The accompanying consolidated financial statements of National Holdings Corporation (“National” or the “Company”) have been prepared in accordance with generally accepted accounting principles in the United States (“US GAAP”) for interim financial statements and with the instructions to Form 10-Q and Rule 10-01 of Regulation S-X. Accordingly, they do not include all of the information and disclosures required for annual financial statements. In the opinion of management, all adjustments (consisting of normal recurring accruals) considered necessary for a fair presentation have been included. The consolidated financial statements as of December 31, 2012 and for the three months ended December 31, 2012 and December 31, 2011 are unaudited. The results of operations for the interim periods are not necessarily indicative of the results of operations for the fiscal year ended September 30, 2013. The accompanying consolidated financial information should be read in conjunction with the Company's Annual Report for the fiscal year ending September 30, 2012 on Securities and Exchange Commission ("SEC") Form 10-K. Some footnote disclosures that substantially duplicate those in the Company's Annual Report on Form 10-K have been omitted.

Capitalization

For the three months ended December 31, 2012, the Company had a net loss of approximately $41,000 and a working capital deficit of approximately $4,317,000 as of December 31, 2012. For the fiscal year ended September 30, 2012 the Company had a net loss of approximately $1,937,000 and had a working capital deficit of approximately $4,858,000 as of September 30, 2012. At December 31, 2012, National Holdings Corporation had total indebtedness of $7.8 million.

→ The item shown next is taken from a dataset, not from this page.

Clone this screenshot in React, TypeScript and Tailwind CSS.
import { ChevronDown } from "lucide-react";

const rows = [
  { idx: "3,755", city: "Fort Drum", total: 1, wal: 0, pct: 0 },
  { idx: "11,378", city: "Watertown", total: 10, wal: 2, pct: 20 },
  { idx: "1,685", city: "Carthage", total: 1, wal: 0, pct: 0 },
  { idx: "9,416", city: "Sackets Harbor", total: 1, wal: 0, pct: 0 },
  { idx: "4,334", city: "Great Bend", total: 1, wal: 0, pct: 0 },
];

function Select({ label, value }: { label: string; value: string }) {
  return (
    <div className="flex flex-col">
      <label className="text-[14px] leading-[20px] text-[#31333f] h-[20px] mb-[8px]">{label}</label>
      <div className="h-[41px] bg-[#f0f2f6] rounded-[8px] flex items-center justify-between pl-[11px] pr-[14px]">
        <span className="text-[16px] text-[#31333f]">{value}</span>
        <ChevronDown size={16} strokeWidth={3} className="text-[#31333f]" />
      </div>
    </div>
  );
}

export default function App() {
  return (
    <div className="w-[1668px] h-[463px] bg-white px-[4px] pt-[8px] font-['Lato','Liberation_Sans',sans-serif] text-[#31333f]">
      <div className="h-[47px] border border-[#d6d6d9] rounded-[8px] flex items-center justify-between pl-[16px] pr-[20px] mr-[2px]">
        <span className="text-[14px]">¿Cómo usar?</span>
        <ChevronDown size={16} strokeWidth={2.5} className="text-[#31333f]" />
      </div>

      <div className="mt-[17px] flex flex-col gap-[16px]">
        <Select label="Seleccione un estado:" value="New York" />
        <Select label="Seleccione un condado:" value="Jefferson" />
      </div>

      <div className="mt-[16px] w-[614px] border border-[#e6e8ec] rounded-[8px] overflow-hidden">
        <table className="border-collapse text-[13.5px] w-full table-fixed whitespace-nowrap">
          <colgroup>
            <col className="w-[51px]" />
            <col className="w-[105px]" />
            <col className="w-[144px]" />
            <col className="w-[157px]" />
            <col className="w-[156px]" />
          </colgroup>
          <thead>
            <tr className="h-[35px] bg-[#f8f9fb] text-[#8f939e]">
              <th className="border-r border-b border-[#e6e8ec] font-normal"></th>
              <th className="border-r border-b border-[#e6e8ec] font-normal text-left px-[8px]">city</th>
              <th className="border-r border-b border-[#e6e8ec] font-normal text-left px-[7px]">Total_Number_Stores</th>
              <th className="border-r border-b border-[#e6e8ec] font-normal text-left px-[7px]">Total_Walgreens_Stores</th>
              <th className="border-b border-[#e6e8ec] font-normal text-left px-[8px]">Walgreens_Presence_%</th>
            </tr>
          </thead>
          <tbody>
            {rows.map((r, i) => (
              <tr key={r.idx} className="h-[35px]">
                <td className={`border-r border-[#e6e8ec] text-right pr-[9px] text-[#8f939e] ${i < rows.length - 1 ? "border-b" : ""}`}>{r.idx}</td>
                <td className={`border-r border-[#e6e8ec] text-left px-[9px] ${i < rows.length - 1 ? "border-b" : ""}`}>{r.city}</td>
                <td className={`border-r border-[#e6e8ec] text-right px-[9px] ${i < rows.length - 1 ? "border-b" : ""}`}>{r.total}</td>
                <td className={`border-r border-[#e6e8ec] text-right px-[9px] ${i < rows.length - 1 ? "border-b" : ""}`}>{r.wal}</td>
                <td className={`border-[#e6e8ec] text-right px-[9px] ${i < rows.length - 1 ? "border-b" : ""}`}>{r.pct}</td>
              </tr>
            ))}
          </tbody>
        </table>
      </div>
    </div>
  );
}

On January 25, 2013, the Company issued 29,450,000 shares of the Company’s common stock for consideration of approximately $8.8 million. The Company will use the proceeds from the issuance of shares to repay certain outstanding indebtedness and for general corporate, working capital and net capital purposes and associated costs and fees relating to the transaction. (See Note 17 – Subsequent Event)

During January 2013, the Company issued 10,000,000 shares of its common stock in satisfaction of obligations under convertible notes aggregating $5,000,000 and paid off senior subordinated notes payable of $2,800,000.

The Company believes that the cash of approximately $8.8 million pursuant to the aforementioned private placement, together with the satisfaction of obligations under convertible notes payable of $5.0 million, improved its pro-forma working capital by $13.8 million from a working capital deficit of $4,317,000 at December 31, 2012, to a pro-forma working capital of $9,482,000. Accordingly, the Company believes that it has sufficient resources to meet its obligations for the foreseeable future.

In addition, as a result of the aforementioned improvement in working capital and pursuant to a discussion with the Company’s current Independent Registered Accounting Firm (“Auditors”), subject to an audit of the Company’s financial statements for the year end September 30, 2013, it is believed that from January 25, 2013 to the date of this filing, the Company has successfully mitigated any substantial doubt about its ability to continue as a going concern.